# Given data start

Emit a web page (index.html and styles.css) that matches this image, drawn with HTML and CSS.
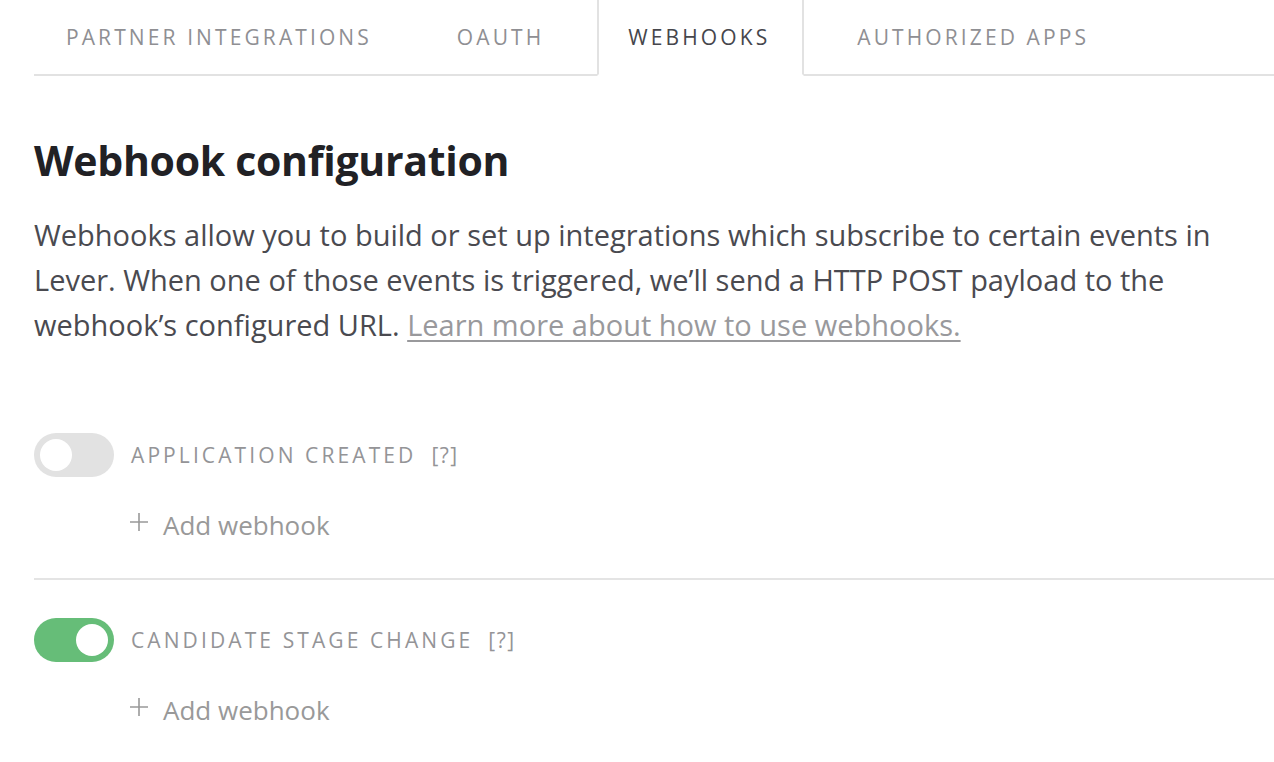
FILE: index.html
```html
<!DOCTYPE html>
<html>
<head>
<meta charset="utf-8">
<link rel="stylesheet" href="styles.css">
</head>
<body>
<div class="page">
  <nav class="tabs">
    <div class="tab">Partner Integrations</div>
    <div class="tab">OAuth</div>
    <div class="tab active">Webhooks</div>
    <div class="tab">Authorized Apps</div>
  </nav>
  <h1 class="title">Webhook configuration</h1>
  <p class="intro">Webhooks allow you to build or set up integrations which subscribe to certain events in Lever. When one of those events is triggered, we’ll send a HTTP POST payload to the webhook’s configured URL. <a class="learn" href="#">Learn more about how to use webhooks.</a></p>
  <div class="events">
    <section class="event">
      <div class="event-head">
        <span class="toggle"><span class="knob"></span></span>
        <span class="event-name">Application created</span>
        <span class="help">[?]</span>
      </div>
      <div class="add">
        <svg class="plus" width="20" height="20" viewBox="0 0 20 20"><path d="M10 1V19M1 10H19" stroke="#999" stroke-width="1.6" fill="none"/></svg>
        <span>Add webhook</span>
      </div>
    </section>
    <section class="event">
      <div class="event-head">
        <span class="toggle on"><span class="knob"></span></span>
        <span class="event-name">Candidate stage change</span>
        <span class="help">[?]</span>
      </div>
      <div class="add">
        <svg class="plus" width="20" height="20" viewBox="0 0 20 20"><path d="M10 1V19M1 10H19" stroke="#999" stroke-width="1.6" fill="none"/></svg>
        <span>Add webhook</span>
      </div>
    </section>
  </div>
</div>
</body>
</html>
```
FILE: styles.css
```css
html, body {
  margin: 0;
  padding: 0;
  background: #fff;
  overflow: hidden;
}
body {
  font-family: "Open Sans", "Noto Sans", sans-serif;
  color: #4a4a50;
}
.page {
  padding-left: 34px;
}
.tabs {
  display: flex;
  height: 76px;
  box-sizing: border-box;
  border-bottom: 2px solid #e2e2e2;
  gap: 21px;
}
.tab {
  display: flex;
  align-items: center;
  padding: 0 32px;
  text-transform: uppercase;
  font-size: 21px;
  letter-spacing: 3.1px;
  color: #8f8f93;
  white-space: nowrap;
}
.tab.active {
  color: #46464c;
  border: 2px solid #e2e2e2;
  border-top: none;
  border-bottom-color: #fff;
  margin-bottom: -2px;
  padding: 0 32px 0 29px;
}
.title {
  margin: 56px 0 0;
  font-size: 41px;
  line-height: 56px;
  font-weight: 700;
  color: #212125;
  letter-spacing: -0.3px;
}
.intro {
  margin: 24px 0 0;
  font-size: 29px;
  line-height: 45px;
  color: #4a4a50;
  width: 1220px;
}
.learn {
  color: #99999c;
  text-decoration: underline;
  text-decoration-thickness: 2px;
  text-underline-offset: 4px;
}
.events {
  margin-top: 46px;
}
.event {
  padding: 38px 0 33px;
  border-bottom: 2px solid #e4e4e4;
}
.event:first-child {
  padding-top: 40px;
}
.event-head {
  display: flex;
  align-items: center;
  height: 44px;
}
.toggle {
  width: 80px;
  height: 44px;
  border-radius: 22px;
  background: #e2e2e2;
  display: flex;
  align-items: center;
  padding: 0 6px;
  box-sizing: border-box;
}
.toggle.on {
  background: #66bd78;
  justify-content: flex-end;
}
.knob {
  width: 32px;
  height: 32px;
  border-radius: 50%;
  background: #fff;
}
.event-name {
  margin-left: 17px;
  text-transform: uppercase;
  font-size: 21px;
  letter-spacing: 3.1px;
  color: #949497;
}
.help {
  margin-left: 15px;
  font-size: 21px;
  color: #949497;
  letter-spacing: 1.5px;
}
.add {
  display: flex;
  align-items: center;
  margin-top: 28px;
  margin-left: 95px;
  height: 40px;
  font-size: 26px;
  color: #999;
}
.plus {
  margin-right: 14px;
  margin-top: -6px;
}
```
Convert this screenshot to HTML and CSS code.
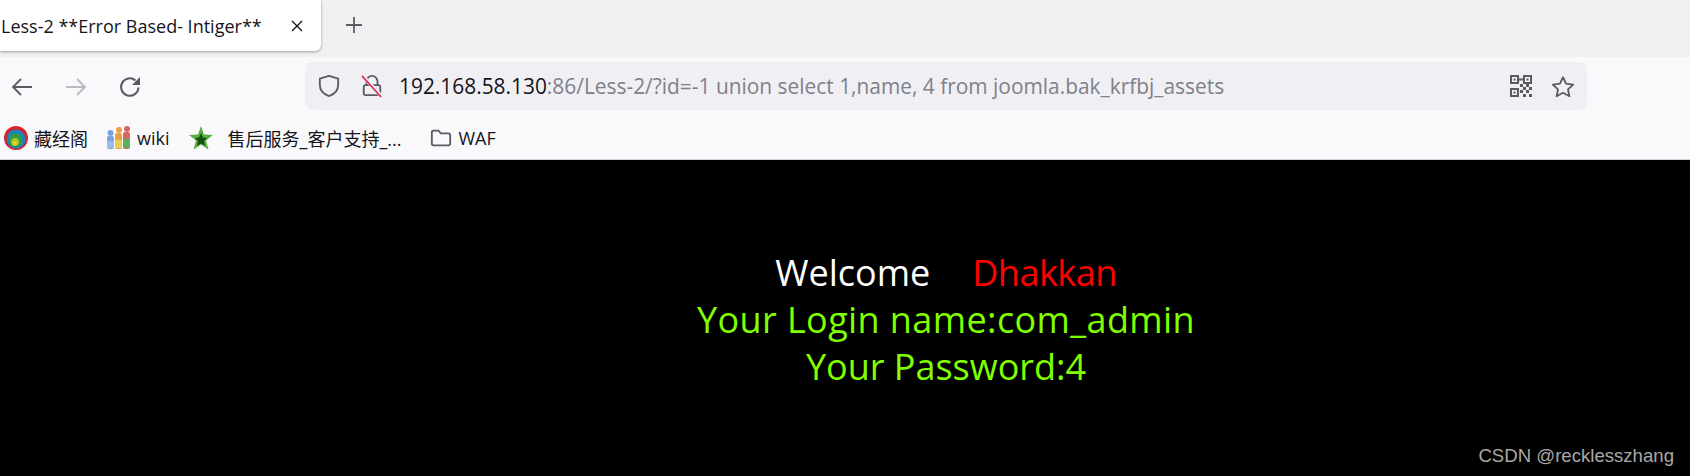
FILE: index.html
```html
<!DOCTYPE html>
<html lang="en">
<head>
    <meta charset="UTF-8">
    <title>Less-2 **Error Based- Intiger**</title>
    <link rel="stylesheet" href="styles.css">
</head>
<body>
    <div class="tab-strip">
        <div class="tab">
            <span class="tab-title">Less-2 **Error Based- Intiger**</span>
            <svg class="tab-close" width="12" height="12" viewBox="0 0 12 12"><path d="M1 1l10 10M11 1L1 11" stroke="#15141a" stroke-width="1.4" fill="none"/></svg>
        </div>
        <svg class="new-tab" width="18" height="18" viewBox="0 0 18 18"><path d="M9 1v16M1 9h16" stroke="#5b5b66" stroke-width="1.8" fill="none"/></svg>
    </div>

    <div class="toolbar">
        <div class="nav-buttons">
            <svg width="22" height="20" viewBox="0 0 22 20"><path d="M21 10H2M10 2l-8 8 8 8" stroke="#5b5b66" stroke-width="1.8" fill="none"/></svg>
            <svg width="22" height="20" viewBox="0 0 22 20"><path d="M1 10h19M12 2l8 8-8 8" stroke="#b9b9bf" stroke-width="1.8" fill="none"/></svg>
            <svg width="22" height="22" viewBox="0 0 22 22"><path d="M19.500 11.500a8.700 8.700 0 1 1-3-7" stroke="#5b5b66" stroke-width="2" fill="none"/><path d="M21 1v8h-8z" fill="#5b5b66"/></svg>
        </div>
        <div class="url-bar">
            <svg width="22" height="24" viewBox="0 0 24 26"><path d="M12 2l10 3v7c0 6-4 10-10 12C6 22 2 18 2 12V5z" stroke="#5b5b66" stroke-width="2" fill="none" stroke-linejoin="round"/></svg>
            <svg class="lock" width="22" height="24" viewBox="0 0 24 26"><path d="M6 12V8a6 6 0 0 1 12 0v4" stroke="#5b5b66" stroke-width="2" fill="none"/><rect x="3" y="12" width="18" height="11" rx="2" stroke="#5b5b66" stroke-width="2" fill="none"/><path d="M1 1l22 24" stroke="#f0f0f4" stroke-width="4"/><path d="M1 2l21 23" stroke="#e22850" stroke-width="1.8"/></svg>
            <div class="url-text"><span class="url-host">192.168.58.130</span>:86/Less-2/?id=-1 union select 1,name, 4 from joomla.bak_krfbj_assets</div>
            <svg width="22" height="22" viewBox="0 0 22 22" fill="#5b5b66"><path fill-rule="evenodd" d="M0 0h9v9H0zM2 2v5h5V2zM13 0h9v9h-9zM15 2v5h5V2zM0 13h9v9H0zM2 15v5h5v-5z"/><path d="M3.500 3.500h2v2h-2zM16.500 3.500h2v2h-2zM3.500 16.500h2v2h-2zM9 3.500h4v2H9zM10 9h3v3h-3zM13 12h3v3h-3zM16 9h3v3h-3zM19 12h3v3h-3zM10 15h3v3h-3zM16 15h3v3h-3zM13 19h3v3h-3zM19 19h3v3h-3z"/></svg>
            <svg class="star" width="24" height="23" viewBox="0 0 26 24"><path d="M13 2l3.300 6.900 7.700 1-5.600 5.200 1.500 7.400L13 18.800l-6.900 3.700 1.500-7.400L2 9.900l7.700-1z" stroke="#5b5b66" stroke-width="2" stroke-linejoin="round" fill="none"/></svg>
        </div>
    </div>

    <div class="bookmarks">
        <div class="bookmark">
            <svg width="24" height="24" viewBox="0 0 24 24"><circle cx="12" cy="12" r="12" fill="#d9232b"/><circle cx="12" cy="13" r="9.500" fill="#1c7fc4"/><circle cx="11.500" cy="14" r="7" fill="#2f9b47"/><circle cx="11" cy="16" r="4" fill="#a8c62c"/><circle cx="11" cy="17" r="2" fill="#e8d92b"/></svg>
            <span>藏经阁</span>
        </div>
        <div class="bookmark">
            <svg width="24" height="24" viewBox="0 0 24 24"><circle cx="3.500" cy="7" r="3" fill="#7aa5dc"/><circle cx="12" cy="4" r="3" fill="#ee9f45"/><circle cx="20" cy="3" r="3" fill="#d9655f"/><rect x="0" y="10" width="7" height="13" rx="2" fill="#7aa5dc"/><rect x="8" y="7" width="7" height="16" rx="2" fill="#ee9f45"/><rect x="16" y="6" width="7" height="17" rx="2" fill="#d9655f"/><rect x="8" y="14" width="7" height="8" fill="#e6cf55"/><rect x="16" y="13" width="7" height="9" fill="#5fae62"/><rect x="0" y="15" width="7" height="7" fill="#9cbbe6"/></svg>
            <span>wiki</span>
        </div>
        <div class="bookmark bookmark-long">
            <svg width="24" height="24" viewBox="0 0 24 24"><path d="M12 0l3 8.500 9 .500-7 5.500 2.500 9L12 18.500 4.500 23.500 7 14.500 0 9l9-.500z" fill="#58ae3e"/><path d="M12 7l2 4.500 4 .500-3 3 1 5-4-2.500L8 20l1-5-3-3 4-.500z" fill="#134f12"/></svg>
            <span>售后服务_客户支持_...</span>
        </div>
        <div class="bookmark">
            <svg width="22" height="20" viewBox="0 0 24 20"><path d="M2 4a2 2 0 0 1 2-2h5l3 3h8a2 2 0 0 1 2 2v9a2 2 0 0 1-2 2H4a2 2 0 0 1-2-2z" stroke="#5b5b66" stroke-width="2" fill="none" stroke-linejoin="round"/></svg>
            <span>WAF</span>
        </div>
    </div>

    <div class="page">
        <div class="message">
            <div><span class="welcome">Welcome</span><span class="name">Dhakkan</span></div>
            <div class="result result-wide">Your Login name:com_admin</div>
            <div class="result">Your Password:4</div>
        </div>
        <div class="watermark">CSDN @recklesszhang</div>
    </div>
</body>
</html>
```

FILE: styles.css
```css
html, body {
    margin: 0;
    padding: 0;
}

body {
    width: 1690px;
    height: 476px;
    overflow: hidden;
    display: flex;
    flex-direction: column;
    font-family: 'Open Sans', 'Noto Sans CJK SC', sans-serif;
    background-color: #000000;
}

.tab-strip {
    height: 57px;
    flex: none;
    display: flex;
    align-items: flex-start;
    background-color: #f0f0f0;
}

.tab {
    width: 321px;
    height: 51px;
    box-sizing: border-box;
    padding: 0 18px 0 1px;
    display: flex;
    align-items: center;
    justify-content: space-between;
    background-color: #ffffff;
    border-radius: 0 0 6px 0;
    box-shadow: 0 1px 3px rgba(0, 0, 0, 0.35);
}

.tab-title {
    font-size: 18px;
    color: #15141a;
    white-space: nowrap;
}

.new-tab {
    margin: 16px 0 0 24px;
}

.toolbar {
    height: 58px;
    flex: none;
    display: flex;
    align-items: center;
    background-color: #f9f9fb;
}

.nav-buttons {
    width: 305px;
    flex: none;
    box-sizing: border-box;
    padding: 2px 0 0 11px;
    display: flex;
    align-items: center;
    gap: 32px;
}

.url-bar {
    width: 1282px;
    height: 48px;
    box-sizing: border-box;
    padding: 0 12px 0 13px;
    display: flex;
    align-items: center;
    background-color: #f0f0f4;
    border-radius: 8px;
}

.lock {
    margin-left: 21px;
}

.url-text {
    flex: 1;
    margin-left: 16px;
    font-size: 20.9px;
    color: #80808a;
    white-space: nowrap;
}

.url-host {
    color: #15141a;
}

.star {
    margin-left: 19px;
}

.bookmarks {
    height: 45px;
    flex: none;
    box-sizing: border-box;
    padding: 1px 0 0 4px;
    display: flex;
    align-items: center;
    gap: 19px;
    background-color: #f9f9fb;
    border-bottom: 1px solid #cfcfd8;
    font-size: 18px;
    color: #15141a;
}

.bookmark {
    display: flex;
    align-items: center;
    gap: 6px;
}

.bookmark-long {
    gap: 15px;
    margin-right: 10px;
}

.page {
    flex: 1;
    position: relative;
    padding: 89px 0 0 202px;
    background-color: #000000;
    text-align: center;
    font-size: 36px;
    line-height: 47px;
}

.welcome {
    color: #ffffff;
    margin-right: 42px;
}

.name {
    color: #ff0000;
    letter-spacing: -0.5px;
}

.result {
    color: #7fff00;
}

.result-wide {
    letter-spacing: 0.4px;
}

.watermark {
    position: absolute;
    right: 16px;
    bottom: 8px;
    font-family: 'Liberation Sans', sans-serif;
    font-size: 18.6px;
    line-height: 24px;
    color: #a8a8a8;
}
```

# Given data end

Read the entries and show each line that mentions "page".

Emit a web page (index.html and styles.css) that matches this image, drawn with HTML and CSS.
<div class="page">
.page {
    <div class="page">
.page {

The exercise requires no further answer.